Using the data collected and annotated above, we train HoMeR, a framework that
combines a hybrid IL policy with a whole-body controller for execution:



  • Keypose Policy: Uses third-person point clouds to predict 6-DoF end-effector poses and next control mode for long-range motion. Rather than directly regressing a target pose, the policy learns to predict a task-relevant salient point in the scene and outputs a relative offset from this point to the desired position. Separate learnable tokens predict end-effector orientation, gripper state, and control mode. The policy can optionally be conditioned on an externally specified salient point—e.g., from a vision-language model—for dynamic and interpretable goal specification (HoMeR-Cond).
  • Dense Policy: Diffusion Policy which uses RGB images (third-person and wrist) to predict relative 6-DoF delta actions for fine-grained manipulation once near objects.
  • Whole-Body Controller (WBC): Converts end-effector actions into joint commands for the mobile base and arm, enabling smooth, constraint-aware execution.

Experiments

We evaluate HoMeR on six diverse tasks using only 20 demonstrations each. To isolate key design factors, we compare against baselines that differ along two axes:

  • Hybrid vs. Dense-Only: Switching between keypose and dense actions vs. using only dense actions.
  • Whole-Body Control vs. Decoupled Base+Arm: Coordinated control using a WBC vs. separate base and arm motion.

All baselines use the same training data but differ in action space or control strategy.

Baselines Overview

Method Hybrid
Actions
Whole-Body
Control
Action Space
DP (B+A) Dense base + end-effector delta actions
DP (WBC) Dense end-effector delta actions
HoMeR (B+A) Base and end-effector keyposes + dense base and end-effector delta actions
HoMeR (Ours) End-effector keyposes and dense end-effector delta actions


DP (B+A): Dense-only Diffusion Policy with decoupled base-arm delta prediction.
DP (WBC): Dense-only Diffusion Policy with EE delta prediction, executed through WBC.
HoMeR (B+A): Hybrid keypose+delta model without WBC.
HoMeR: Full method with hybrid actions and WBC for coordinated base-arm control.


Benchmarking Results

HoMeR Rollouts

Cube (18/20)

Dishwasher (13/20)

Cabinet (17/20)

Pillow Rearrangement (16/20)

TV Remote Retrieval (15/20)

Sweeping Trash (16/20)

Representative Baseline Comparison: TV Remote Task

This is a long-horizon, multi-phase task where the robot must reach the cabinet handle, open the cabinet door, then pick up a TV remote and place it on the TV stand.

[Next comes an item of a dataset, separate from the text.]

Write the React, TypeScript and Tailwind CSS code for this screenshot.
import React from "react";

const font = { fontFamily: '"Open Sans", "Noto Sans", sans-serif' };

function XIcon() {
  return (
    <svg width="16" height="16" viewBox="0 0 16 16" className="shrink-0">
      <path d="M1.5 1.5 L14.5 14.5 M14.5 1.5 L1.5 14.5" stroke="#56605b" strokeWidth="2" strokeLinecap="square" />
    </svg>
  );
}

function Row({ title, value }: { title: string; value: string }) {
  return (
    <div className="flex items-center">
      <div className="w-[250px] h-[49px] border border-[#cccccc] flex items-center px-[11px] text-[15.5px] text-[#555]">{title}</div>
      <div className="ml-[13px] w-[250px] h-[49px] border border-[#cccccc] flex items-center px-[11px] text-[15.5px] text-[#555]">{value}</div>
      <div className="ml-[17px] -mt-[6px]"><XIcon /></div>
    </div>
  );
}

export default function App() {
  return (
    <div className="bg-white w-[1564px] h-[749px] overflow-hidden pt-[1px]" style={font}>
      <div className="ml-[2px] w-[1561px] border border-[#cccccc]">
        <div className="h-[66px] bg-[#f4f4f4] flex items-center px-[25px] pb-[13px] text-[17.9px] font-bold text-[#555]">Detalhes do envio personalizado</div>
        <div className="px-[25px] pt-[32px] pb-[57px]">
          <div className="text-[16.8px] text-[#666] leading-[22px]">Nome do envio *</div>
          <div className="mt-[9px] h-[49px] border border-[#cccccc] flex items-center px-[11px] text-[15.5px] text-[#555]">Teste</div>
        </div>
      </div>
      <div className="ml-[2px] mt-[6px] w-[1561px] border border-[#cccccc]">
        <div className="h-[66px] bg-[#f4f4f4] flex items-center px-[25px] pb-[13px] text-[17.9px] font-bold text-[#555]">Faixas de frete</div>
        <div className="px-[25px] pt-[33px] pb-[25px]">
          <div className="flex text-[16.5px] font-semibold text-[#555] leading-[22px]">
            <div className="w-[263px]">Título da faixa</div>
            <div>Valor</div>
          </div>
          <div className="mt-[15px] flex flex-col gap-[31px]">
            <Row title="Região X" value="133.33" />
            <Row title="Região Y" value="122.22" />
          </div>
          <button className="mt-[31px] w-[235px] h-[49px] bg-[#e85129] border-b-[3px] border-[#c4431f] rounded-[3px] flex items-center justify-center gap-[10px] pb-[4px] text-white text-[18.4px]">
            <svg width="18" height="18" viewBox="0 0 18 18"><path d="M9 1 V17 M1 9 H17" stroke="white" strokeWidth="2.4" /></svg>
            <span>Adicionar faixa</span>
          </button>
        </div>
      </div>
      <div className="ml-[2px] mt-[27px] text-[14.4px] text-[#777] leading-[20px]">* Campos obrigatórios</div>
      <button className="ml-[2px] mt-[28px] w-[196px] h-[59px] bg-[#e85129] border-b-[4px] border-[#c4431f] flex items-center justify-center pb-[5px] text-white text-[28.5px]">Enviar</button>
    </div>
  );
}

Both DP (B+A) and DP (WBC) struggle with this task due to their reliance on dense-only actions. Without an abstracted notion of keyposes, reliably reaching the cabinet handle is difficult.

DP (B+A) - (7/20)

DP (WBC) - (3/20)

HoMeR (B+A) performs slightly better by leveraging a base keypose to approach the cabinet and an arm keypose to reach the handle, and dense from there. However, any slight base misalignments complicate arm manipulation.
HoMeR performs best: it first predicts a keypose to reach the cabinet, then switches to dense actions to fetch the remote. The whole-body controller (WBC) enables smooth, coordinated base-arm motion, reducing failures due to poor base positioning while enabling precise object manipulation.

HoMeR (B+A) - (10/20)

HoMeR (Ours) - (15/20)


Quantitative Generalization Results

A key advantage of HoMeR is the ability to condition the keypose policy on externally provided 3D keypoints—enabling flexible goal specification and better generalization. We introduce HoMeR-Cond, which takes as input 3D keypoints generated by the vision-language model Molmo based on a language description of the task.

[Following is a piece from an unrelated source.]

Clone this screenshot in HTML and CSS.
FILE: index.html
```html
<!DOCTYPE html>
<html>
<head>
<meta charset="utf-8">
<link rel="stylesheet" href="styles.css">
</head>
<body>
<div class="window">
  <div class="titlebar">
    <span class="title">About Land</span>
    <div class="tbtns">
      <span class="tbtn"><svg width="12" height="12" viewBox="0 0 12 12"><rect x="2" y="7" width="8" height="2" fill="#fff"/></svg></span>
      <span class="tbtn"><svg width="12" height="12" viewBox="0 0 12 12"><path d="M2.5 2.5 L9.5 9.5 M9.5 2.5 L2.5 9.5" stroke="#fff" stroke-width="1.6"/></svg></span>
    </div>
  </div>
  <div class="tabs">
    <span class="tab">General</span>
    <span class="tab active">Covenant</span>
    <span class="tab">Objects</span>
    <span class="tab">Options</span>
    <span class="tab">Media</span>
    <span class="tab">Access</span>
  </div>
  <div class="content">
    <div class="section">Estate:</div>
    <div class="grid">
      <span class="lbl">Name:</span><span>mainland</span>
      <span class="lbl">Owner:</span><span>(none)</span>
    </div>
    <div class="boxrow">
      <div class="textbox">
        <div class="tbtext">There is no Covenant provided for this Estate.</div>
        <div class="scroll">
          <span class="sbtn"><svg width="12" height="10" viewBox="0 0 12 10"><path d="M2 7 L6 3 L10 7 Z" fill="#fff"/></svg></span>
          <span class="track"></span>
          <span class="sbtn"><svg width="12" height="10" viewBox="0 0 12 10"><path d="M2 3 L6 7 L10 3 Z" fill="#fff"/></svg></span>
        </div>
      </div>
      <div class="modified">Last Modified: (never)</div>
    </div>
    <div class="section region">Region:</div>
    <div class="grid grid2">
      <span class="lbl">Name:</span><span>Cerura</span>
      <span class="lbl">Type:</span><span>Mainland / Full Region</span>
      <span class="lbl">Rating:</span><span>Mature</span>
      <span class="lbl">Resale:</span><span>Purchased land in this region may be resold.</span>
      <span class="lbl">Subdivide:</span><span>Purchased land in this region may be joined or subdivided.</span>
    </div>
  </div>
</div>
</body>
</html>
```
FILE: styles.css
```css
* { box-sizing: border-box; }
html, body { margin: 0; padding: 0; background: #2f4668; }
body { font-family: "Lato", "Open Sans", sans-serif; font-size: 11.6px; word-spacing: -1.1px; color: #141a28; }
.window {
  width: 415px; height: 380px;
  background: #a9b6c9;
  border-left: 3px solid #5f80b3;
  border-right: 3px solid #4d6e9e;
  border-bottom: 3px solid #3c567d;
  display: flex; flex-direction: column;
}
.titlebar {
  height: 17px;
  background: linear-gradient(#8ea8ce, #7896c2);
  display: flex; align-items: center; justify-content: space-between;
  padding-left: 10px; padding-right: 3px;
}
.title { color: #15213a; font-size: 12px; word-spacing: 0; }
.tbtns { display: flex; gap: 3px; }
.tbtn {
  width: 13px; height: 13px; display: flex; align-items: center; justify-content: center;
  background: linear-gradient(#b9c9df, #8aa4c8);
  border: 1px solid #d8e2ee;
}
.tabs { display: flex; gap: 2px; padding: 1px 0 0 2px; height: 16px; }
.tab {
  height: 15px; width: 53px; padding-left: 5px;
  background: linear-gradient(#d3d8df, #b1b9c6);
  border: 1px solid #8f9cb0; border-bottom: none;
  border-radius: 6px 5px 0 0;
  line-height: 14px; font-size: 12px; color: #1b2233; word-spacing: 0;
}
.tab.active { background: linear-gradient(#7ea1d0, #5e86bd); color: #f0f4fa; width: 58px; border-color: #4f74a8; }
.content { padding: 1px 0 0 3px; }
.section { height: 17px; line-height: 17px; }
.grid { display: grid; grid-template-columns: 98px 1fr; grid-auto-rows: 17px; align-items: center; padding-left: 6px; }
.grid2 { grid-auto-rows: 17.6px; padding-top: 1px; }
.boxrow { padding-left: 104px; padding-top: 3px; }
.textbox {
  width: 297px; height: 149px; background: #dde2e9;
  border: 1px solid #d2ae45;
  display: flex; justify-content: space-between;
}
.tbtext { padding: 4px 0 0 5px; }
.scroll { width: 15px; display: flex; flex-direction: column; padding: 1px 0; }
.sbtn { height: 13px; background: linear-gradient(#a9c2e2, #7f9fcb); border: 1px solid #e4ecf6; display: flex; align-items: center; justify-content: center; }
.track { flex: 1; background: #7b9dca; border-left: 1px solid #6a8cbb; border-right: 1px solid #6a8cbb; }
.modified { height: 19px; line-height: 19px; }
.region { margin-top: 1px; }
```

To further improve robustness, HoMeR-Cond is trained on point clouds without color and augmented with randomly generated distractor points to simulate clutter and occlusions. We evaluate it on four challenging Cube variants with changes in size, distractors, and appearance.

Both HoMeR and HoMeR-Cond-NoAugs succeed in simple settings but degrade in the presence of distractors or novel objects. In contrast, HoMeR-Cond remains robust, demonstrating the value of combining salient point conditioning with point cloud augmentations.

HoMeR-Cond Rollouts

Smaller/Larger Cube (14/20)

Cube w/ Distractors (15/20)

New Cube Specified (16/20)


Qualitative Generalization Results

Below, we show that while HoMeR is trained on a single TV stand cabinet and a specific pillow–couch configuration, the learned policy achieves non-zero success on novel cabinets and a different pillow/couch pair at test time. We note that HoMeR still struggles quite a bit on the new couch/pillow setup, likely due to the vastly different wall color and lighting conditions.

Unseen TV Remote / Pillow Scenarios

Although achieving truly zero-shot generalization in unconstrained real-world environments remains a significant challenge, we are encouraged by HoMeR's promising initial results and potential to leverage VLM knowledge in the future to tackle truly different furniture geometry or room layouts.